◆ **Job**: Reproduce only the lines of the material below that start at the line containing "What Web Components" and stop at the line containing "<access-page></access-page>". Keep both end lines.

— START OF Given information —

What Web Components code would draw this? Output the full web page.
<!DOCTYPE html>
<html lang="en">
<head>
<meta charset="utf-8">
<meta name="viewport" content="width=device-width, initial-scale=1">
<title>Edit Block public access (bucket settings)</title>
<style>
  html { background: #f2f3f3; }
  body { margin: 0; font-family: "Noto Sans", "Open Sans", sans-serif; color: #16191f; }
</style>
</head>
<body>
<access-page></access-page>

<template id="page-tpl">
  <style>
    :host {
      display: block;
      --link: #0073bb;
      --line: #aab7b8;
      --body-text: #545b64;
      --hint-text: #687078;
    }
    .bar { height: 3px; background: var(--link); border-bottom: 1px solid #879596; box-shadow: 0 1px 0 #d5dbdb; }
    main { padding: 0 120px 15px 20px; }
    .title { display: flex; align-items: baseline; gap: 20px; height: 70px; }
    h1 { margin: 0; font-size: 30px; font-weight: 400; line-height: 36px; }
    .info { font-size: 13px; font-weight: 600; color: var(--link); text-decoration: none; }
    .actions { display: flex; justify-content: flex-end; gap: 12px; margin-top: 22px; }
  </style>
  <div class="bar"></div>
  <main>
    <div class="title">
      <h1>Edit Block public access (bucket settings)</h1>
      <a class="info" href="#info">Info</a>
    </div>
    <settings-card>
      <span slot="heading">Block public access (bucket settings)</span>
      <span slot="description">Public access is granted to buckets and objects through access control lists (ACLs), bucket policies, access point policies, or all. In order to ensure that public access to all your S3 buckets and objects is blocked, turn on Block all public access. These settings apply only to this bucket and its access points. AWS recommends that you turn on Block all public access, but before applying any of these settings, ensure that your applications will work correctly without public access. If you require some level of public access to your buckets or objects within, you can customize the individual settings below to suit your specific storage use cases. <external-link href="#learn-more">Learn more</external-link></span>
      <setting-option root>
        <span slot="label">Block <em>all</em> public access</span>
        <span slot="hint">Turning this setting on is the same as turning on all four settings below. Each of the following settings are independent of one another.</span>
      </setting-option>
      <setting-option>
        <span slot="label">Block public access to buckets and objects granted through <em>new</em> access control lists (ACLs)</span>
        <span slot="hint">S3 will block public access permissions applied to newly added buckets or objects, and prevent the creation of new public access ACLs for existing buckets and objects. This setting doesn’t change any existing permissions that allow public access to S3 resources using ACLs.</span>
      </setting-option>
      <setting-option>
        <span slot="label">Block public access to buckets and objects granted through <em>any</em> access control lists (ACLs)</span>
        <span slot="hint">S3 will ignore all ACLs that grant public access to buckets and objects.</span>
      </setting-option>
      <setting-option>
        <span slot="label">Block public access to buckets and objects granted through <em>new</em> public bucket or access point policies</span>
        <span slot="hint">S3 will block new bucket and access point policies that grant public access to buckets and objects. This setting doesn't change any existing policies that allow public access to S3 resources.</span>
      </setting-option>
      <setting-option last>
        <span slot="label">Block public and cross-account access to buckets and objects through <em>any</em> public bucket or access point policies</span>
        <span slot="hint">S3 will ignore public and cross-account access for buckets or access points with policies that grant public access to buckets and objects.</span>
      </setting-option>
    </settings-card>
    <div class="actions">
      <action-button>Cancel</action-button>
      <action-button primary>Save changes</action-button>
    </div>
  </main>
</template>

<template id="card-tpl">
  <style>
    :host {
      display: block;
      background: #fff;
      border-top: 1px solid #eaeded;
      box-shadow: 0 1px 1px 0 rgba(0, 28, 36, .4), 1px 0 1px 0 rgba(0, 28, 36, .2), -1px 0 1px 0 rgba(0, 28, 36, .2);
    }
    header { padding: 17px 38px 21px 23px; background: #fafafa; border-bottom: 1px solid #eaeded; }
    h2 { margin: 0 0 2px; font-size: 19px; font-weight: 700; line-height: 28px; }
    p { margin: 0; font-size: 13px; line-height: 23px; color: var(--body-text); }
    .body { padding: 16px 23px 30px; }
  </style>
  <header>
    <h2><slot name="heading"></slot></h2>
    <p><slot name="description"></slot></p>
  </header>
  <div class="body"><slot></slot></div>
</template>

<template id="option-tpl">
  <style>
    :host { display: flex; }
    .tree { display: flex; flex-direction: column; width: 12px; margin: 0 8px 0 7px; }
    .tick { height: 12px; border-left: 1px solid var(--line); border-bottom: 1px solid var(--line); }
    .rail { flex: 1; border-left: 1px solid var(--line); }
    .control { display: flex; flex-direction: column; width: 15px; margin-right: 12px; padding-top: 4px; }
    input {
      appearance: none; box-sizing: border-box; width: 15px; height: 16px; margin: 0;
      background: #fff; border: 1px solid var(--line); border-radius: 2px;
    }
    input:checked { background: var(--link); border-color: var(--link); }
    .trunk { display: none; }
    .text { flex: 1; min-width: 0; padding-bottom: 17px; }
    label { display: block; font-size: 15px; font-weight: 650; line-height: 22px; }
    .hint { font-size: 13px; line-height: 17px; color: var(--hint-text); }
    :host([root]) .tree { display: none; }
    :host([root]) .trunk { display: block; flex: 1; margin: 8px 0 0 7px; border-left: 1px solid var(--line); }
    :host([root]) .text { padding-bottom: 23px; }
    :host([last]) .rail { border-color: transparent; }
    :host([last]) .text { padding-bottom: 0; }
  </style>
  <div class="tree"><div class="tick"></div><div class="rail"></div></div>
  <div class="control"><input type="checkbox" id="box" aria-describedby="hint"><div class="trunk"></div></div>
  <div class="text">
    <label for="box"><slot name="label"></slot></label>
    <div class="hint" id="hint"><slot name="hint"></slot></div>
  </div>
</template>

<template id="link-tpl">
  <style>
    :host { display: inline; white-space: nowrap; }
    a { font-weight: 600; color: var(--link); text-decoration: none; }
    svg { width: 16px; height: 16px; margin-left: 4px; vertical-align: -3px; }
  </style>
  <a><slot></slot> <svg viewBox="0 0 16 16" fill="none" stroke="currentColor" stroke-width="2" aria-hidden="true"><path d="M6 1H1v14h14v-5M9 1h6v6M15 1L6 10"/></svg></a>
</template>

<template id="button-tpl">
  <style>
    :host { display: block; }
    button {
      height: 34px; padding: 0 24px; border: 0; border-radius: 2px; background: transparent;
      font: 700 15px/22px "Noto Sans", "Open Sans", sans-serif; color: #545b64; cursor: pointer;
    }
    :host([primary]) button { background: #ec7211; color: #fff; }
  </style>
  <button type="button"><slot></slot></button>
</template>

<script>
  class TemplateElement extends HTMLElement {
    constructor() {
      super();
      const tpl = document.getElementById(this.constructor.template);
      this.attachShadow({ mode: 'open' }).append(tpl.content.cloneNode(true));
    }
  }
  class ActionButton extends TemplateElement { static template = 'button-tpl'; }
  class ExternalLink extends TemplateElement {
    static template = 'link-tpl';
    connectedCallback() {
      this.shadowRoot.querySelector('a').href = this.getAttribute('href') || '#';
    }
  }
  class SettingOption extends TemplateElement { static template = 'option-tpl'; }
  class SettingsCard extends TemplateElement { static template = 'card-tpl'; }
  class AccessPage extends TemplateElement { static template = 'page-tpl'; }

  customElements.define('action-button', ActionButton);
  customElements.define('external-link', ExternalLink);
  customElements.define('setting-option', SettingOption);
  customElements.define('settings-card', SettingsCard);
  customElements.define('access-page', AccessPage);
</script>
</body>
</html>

— END OF Given information —
— START OF Given information —

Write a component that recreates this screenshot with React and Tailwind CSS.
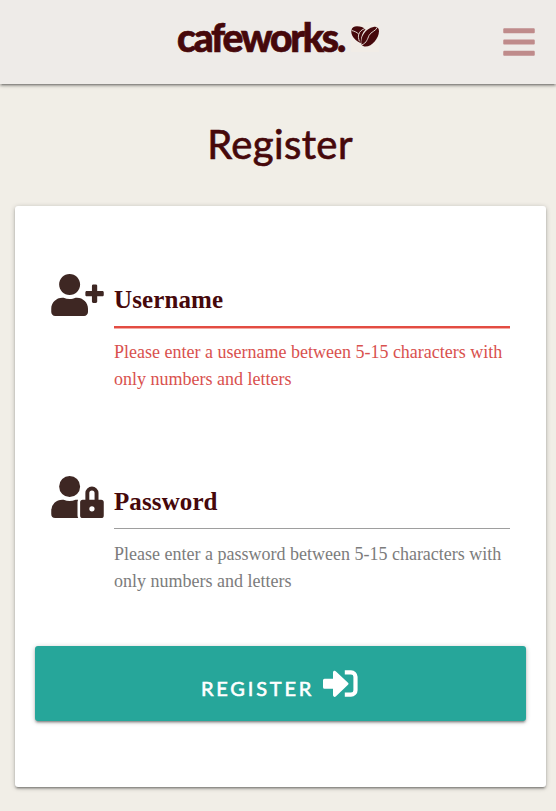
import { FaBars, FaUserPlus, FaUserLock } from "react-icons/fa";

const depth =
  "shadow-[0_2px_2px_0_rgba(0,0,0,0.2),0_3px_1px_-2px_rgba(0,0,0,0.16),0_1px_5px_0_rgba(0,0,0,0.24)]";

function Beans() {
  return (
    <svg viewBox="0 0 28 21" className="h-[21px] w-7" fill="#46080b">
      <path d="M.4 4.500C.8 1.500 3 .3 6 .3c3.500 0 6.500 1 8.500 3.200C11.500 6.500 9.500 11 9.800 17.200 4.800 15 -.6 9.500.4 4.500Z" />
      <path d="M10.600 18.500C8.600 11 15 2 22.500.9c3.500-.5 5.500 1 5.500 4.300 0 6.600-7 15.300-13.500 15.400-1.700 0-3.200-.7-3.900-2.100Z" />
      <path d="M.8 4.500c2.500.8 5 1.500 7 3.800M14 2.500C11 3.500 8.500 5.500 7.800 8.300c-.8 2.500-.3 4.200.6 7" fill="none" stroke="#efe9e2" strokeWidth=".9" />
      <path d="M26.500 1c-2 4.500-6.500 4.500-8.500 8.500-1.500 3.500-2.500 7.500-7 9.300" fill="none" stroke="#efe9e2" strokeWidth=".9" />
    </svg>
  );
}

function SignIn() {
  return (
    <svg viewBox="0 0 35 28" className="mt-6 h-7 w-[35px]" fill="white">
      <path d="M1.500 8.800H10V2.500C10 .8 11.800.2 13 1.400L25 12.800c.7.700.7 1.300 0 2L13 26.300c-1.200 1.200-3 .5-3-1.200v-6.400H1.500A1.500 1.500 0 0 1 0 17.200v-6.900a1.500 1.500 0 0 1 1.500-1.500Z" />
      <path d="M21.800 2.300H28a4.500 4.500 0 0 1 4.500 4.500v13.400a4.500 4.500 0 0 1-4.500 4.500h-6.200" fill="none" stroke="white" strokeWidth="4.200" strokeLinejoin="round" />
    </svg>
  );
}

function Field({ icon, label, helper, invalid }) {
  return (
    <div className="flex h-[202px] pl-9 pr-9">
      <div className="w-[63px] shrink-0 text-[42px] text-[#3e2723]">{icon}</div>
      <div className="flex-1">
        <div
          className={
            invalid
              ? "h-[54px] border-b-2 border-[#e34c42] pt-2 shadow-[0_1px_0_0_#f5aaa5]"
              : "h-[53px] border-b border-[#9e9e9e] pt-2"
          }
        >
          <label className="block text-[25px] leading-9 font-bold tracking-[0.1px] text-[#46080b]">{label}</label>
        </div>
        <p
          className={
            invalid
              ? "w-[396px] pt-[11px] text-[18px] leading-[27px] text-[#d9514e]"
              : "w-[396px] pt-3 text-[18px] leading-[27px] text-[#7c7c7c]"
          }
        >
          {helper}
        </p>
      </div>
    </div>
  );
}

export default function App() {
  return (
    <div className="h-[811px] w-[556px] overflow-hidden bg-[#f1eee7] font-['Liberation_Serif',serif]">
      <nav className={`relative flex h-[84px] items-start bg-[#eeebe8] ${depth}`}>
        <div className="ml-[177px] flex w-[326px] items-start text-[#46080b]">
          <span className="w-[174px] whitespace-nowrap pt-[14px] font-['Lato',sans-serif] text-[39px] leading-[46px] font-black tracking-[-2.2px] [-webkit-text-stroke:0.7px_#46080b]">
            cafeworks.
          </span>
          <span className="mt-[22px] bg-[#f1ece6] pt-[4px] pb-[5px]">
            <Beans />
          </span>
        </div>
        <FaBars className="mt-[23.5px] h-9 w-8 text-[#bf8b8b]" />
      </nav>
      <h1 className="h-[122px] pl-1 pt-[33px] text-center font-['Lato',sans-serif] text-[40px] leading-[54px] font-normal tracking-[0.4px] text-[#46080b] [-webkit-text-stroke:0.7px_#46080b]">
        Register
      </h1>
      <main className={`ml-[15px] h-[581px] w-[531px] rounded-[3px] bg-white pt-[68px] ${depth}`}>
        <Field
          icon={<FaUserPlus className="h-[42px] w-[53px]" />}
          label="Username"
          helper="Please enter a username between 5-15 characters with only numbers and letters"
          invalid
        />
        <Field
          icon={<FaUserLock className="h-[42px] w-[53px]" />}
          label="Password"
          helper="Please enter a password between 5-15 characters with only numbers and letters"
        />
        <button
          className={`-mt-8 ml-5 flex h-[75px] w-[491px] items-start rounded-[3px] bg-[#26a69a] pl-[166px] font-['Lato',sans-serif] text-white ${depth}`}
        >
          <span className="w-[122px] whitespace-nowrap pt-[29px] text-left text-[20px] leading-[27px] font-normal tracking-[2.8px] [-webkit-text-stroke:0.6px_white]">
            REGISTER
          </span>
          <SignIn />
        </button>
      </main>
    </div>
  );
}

— END OF Given information —

◆ **Answer for the task**:
What Web Components code would draw this? Output the full web page.
<!DOCTYPE html>
<html lang="en">
<head>
<meta charset="utf-8">
<meta name="viewport" content="width=device-width, initial-scale=1">
<title>Edit Block public access (bucket settings)</title>
<style>
  html { background: #f2f3f3; }
  body { margin: 0; font-family: "Noto Sans", "Open Sans", sans-serif; color: #16191f; }
</style>
</head>
<body>
<access-page></access-page>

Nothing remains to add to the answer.